I thought about changing the name of this Web Site yesterday. What would Joe think or say about ‘his faith’? Does the idea of ‘faith’ in some ways betray his message and life? I could imagine a dialogue something like this,
“What have you been doing Donnie?”, Joe asks.
“I have been writing about you on a Web Site, Joe.”
After some back and forth about what a Web Site is, Joe asks,
“What is your Web Site called?”
“The Faith of Joe,” I reply.
Joe digests this for a moment. Then he opens up,
“Belief in God is voluntary. Each to his own. But you cannot serial kill.” He says emphatically. “You should tell people that you have to have a prayer life, you have to have a prayer life. Jesus, Mary and Joseph. Belief in God is voluntary, but Christians have it easier.”

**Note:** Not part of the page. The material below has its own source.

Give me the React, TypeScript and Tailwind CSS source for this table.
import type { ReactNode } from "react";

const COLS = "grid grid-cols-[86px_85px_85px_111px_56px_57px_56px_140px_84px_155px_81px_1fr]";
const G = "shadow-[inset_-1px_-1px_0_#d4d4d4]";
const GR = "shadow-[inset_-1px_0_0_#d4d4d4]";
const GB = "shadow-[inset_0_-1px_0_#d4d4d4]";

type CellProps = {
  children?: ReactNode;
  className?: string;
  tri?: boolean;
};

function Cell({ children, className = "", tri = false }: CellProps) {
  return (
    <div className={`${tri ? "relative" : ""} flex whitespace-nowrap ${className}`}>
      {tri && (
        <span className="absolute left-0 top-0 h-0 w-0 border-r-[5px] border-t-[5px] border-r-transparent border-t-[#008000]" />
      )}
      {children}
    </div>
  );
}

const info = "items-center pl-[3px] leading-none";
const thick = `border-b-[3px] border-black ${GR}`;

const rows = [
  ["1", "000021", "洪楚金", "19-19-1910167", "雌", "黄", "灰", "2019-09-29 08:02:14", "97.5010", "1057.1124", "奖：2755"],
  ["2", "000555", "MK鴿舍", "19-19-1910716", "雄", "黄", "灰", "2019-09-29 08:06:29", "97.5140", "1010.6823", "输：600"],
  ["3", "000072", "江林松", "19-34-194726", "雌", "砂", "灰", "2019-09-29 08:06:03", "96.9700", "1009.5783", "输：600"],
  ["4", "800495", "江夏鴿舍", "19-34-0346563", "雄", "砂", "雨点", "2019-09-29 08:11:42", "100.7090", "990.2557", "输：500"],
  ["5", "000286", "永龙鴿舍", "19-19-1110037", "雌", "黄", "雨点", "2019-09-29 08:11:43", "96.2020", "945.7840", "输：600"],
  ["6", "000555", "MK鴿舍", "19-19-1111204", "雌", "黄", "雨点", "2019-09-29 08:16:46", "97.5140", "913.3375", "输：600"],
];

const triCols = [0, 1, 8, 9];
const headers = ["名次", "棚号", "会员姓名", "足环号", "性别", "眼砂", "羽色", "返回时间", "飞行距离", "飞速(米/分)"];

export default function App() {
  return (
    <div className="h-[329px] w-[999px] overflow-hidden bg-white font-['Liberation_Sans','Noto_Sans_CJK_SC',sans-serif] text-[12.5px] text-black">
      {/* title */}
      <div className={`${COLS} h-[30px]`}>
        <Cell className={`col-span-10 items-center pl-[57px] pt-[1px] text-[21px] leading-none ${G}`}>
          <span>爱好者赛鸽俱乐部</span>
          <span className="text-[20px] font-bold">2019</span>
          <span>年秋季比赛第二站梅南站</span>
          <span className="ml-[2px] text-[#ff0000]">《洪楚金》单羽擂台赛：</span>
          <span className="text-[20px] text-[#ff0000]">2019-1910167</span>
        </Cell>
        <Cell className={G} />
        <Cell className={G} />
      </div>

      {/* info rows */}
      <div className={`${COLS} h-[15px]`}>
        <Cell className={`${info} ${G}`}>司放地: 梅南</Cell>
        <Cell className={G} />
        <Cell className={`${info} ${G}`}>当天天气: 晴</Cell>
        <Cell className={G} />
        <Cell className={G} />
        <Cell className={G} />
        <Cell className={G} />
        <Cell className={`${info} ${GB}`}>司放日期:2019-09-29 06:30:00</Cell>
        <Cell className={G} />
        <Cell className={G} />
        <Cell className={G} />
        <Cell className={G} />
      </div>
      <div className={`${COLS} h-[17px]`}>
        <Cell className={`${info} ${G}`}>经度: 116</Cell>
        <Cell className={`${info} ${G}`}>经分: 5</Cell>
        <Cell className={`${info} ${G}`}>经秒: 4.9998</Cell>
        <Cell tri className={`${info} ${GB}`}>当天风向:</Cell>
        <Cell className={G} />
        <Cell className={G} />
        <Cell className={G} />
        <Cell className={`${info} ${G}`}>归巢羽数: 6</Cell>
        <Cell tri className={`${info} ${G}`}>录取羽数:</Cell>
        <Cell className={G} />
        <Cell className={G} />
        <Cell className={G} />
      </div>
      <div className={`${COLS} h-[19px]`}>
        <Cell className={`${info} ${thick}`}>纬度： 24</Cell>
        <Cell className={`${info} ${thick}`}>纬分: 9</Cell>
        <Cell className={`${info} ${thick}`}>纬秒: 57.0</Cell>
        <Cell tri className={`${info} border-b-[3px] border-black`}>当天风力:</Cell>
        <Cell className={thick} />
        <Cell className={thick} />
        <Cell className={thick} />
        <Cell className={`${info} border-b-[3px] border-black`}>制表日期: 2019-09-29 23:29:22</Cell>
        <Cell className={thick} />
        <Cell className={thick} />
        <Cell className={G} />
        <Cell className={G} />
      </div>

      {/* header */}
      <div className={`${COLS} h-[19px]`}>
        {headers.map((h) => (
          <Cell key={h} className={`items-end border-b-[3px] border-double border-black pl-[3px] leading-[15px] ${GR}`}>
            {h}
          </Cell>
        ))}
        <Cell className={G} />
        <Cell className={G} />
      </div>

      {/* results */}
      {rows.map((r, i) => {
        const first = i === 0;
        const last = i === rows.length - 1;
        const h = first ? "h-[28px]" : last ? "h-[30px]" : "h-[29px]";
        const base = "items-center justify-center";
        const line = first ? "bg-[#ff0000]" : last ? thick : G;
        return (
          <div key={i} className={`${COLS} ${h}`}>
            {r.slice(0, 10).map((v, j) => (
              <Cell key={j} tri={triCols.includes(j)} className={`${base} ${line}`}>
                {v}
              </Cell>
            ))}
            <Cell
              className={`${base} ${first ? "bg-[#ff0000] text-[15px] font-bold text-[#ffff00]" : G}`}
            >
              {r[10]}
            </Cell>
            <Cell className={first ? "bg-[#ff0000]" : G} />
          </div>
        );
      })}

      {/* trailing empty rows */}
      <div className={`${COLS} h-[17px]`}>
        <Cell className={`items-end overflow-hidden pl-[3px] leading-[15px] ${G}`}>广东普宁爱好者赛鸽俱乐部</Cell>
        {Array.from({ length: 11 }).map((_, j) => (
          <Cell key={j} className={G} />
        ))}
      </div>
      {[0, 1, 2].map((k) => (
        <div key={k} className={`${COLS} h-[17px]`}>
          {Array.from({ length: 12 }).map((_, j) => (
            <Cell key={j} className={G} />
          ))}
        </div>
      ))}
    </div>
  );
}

I doubt very much that Joe would ever use the word ‘faith’ to describe himself. I do not think that Joe experienced faith in God. He had knowledge. He talked to God and knew God. Faith or belief is necessary for those unlike himself–people like me.
At conferences, before skeptical audiences, it was natural to speak about Joe’s ‘faith’ as a resource or strength that allowed him to ‘cope with’ or ‘overcome’ his schizophrenia and the sufferings that should have enveloped him. But if Joe had attended a conference, and listened to people talking about him, he would not have known what they were talking about.

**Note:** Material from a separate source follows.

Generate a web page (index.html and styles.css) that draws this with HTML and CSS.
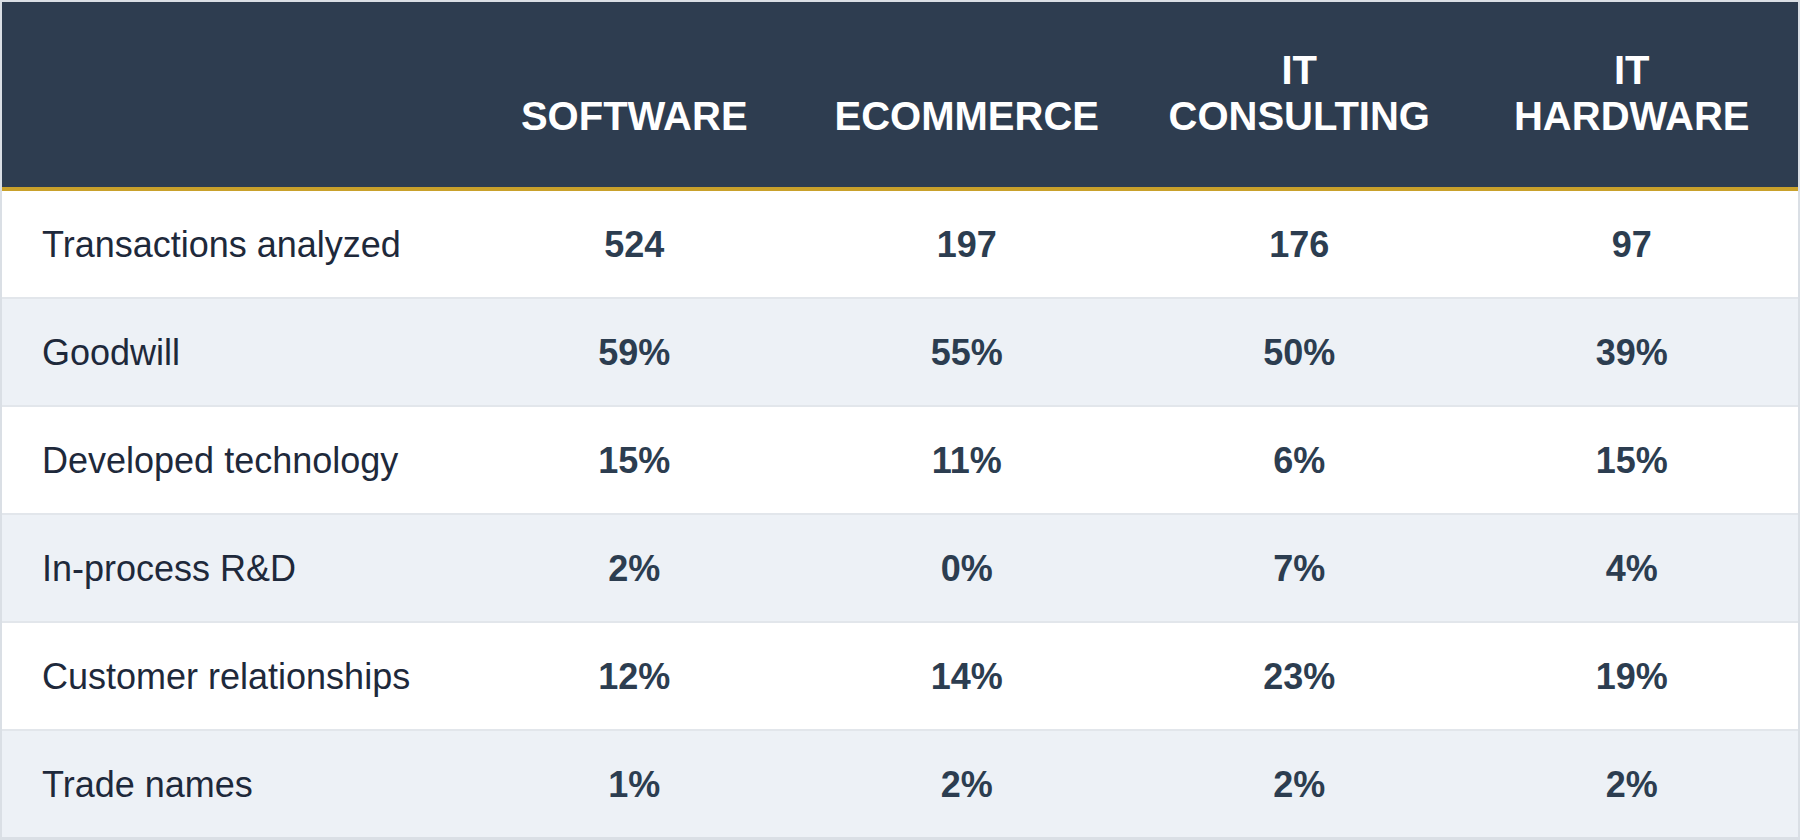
FILE: index.html
```html
<!DOCTYPE html>
<html lang="en">
<head>
<meta charset="utf-8">
<title>Purchase price allocation by industry</title>
<link rel="stylesheet" href="styles.css">
</head>
<body>
<div class="frame">
<table class="ppa">
  <colgroup>
    <col class="col-label">
    <col class="col-val">
    <col class="col-val">
    <col class="col-val">
    <col class="col-val">
  </colgroup>
  <thead>
    <tr>
      <th class="corner"></th>
      <th>SOFTWARE</th>
      <th>ECOMMERCE</th>
      <th>IT<br>CONSULTING</th>
      <th>IT<br>HARDWARE</th>
    </tr>
  </thead>
  <tbody>
    <tr><td class="label">Transactions analyzed</td><td>524</td><td>197</td><td>176</td><td>97</td></tr>
    <tr><td class="label">Goodwill</td><td>59%</td><td>55%</td><td>50%</td><td>39%</td></tr>
    <tr><td class="label">Developed technology</td><td>15%</td><td>11%</td><td>6%</td><td>15%</td></tr>
    <tr><td class="label">In-process R&amp;D</td><td>2%</td><td>0%</td><td>7%</td><td>4%</td></tr>
    <tr><td class="label">Customer relationships</td><td>12%</td><td>14%</td><td>23%</td><td>19%</td></tr>
    <tr><td class="label">Trade names</td><td>1%</td><td>2%</td><td>2%</td><td>2%</td></tr>
  </tbody>
</table>
</div>
</body>
</html>
```
FILE: styles.css
```css
html, body {
  margin: 0;
  padding: 0;
  background: #dadfe5;
}
body {
  font-family: "Liberation Sans", Arial, sans-serif;
}
.frame {
  padding: 2px;
  width: 1796px;
  height: 836px;
}
.ppa {
  width: 1796px;
  border-collapse: collapse;
  table-layout: fixed;
}
.col-label { width: 466px; }
.ppa thead th {
  background: #2e3d50;
  color: #ffffff;
  font-size: 40px;
  font-weight: bold;
  line-height: 46px;
  height: 187px;
  padding: 0 0 48px 0;
  box-sizing: border-box;
  vertical-align: bottom;
  text-align: center;
  border-bottom: 4px solid #c9a12b;
}
.ppa tbody td {
  height: 106px;
  padding: 0;
  font-size: 36px;
  line-height: 41px;
  font-weight: bold;
  color: #2c3d50;
  text-align: center;
  vertical-align: middle;
  background: #ffffff;
  border-bottom: 2px solid #e2e6eb;
}
.ppa tbody tr:nth-child(even) td { background: #edf1f6; }
.ppa tbody tr:last-child td { border-bottom: none; }
.ppa tbody td.label {
  text-align: left;
  font-weight: normal;
  color: #1e293b;
  padding-left: 40px;
}
```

“I live with God, Donnie. He keeps me busy. I never suffer.”
God and suffering for Joe seem mutually exclusive. The genuine presence of the former excludes the latter.
After being with Joe for thousands of hours, while he was alive and still in this world, telling me, showing me it is so, I did not understand him. Three years after his death, I must remind myself who he was.
Joe did not have faith, as I do, as we do.
He knew.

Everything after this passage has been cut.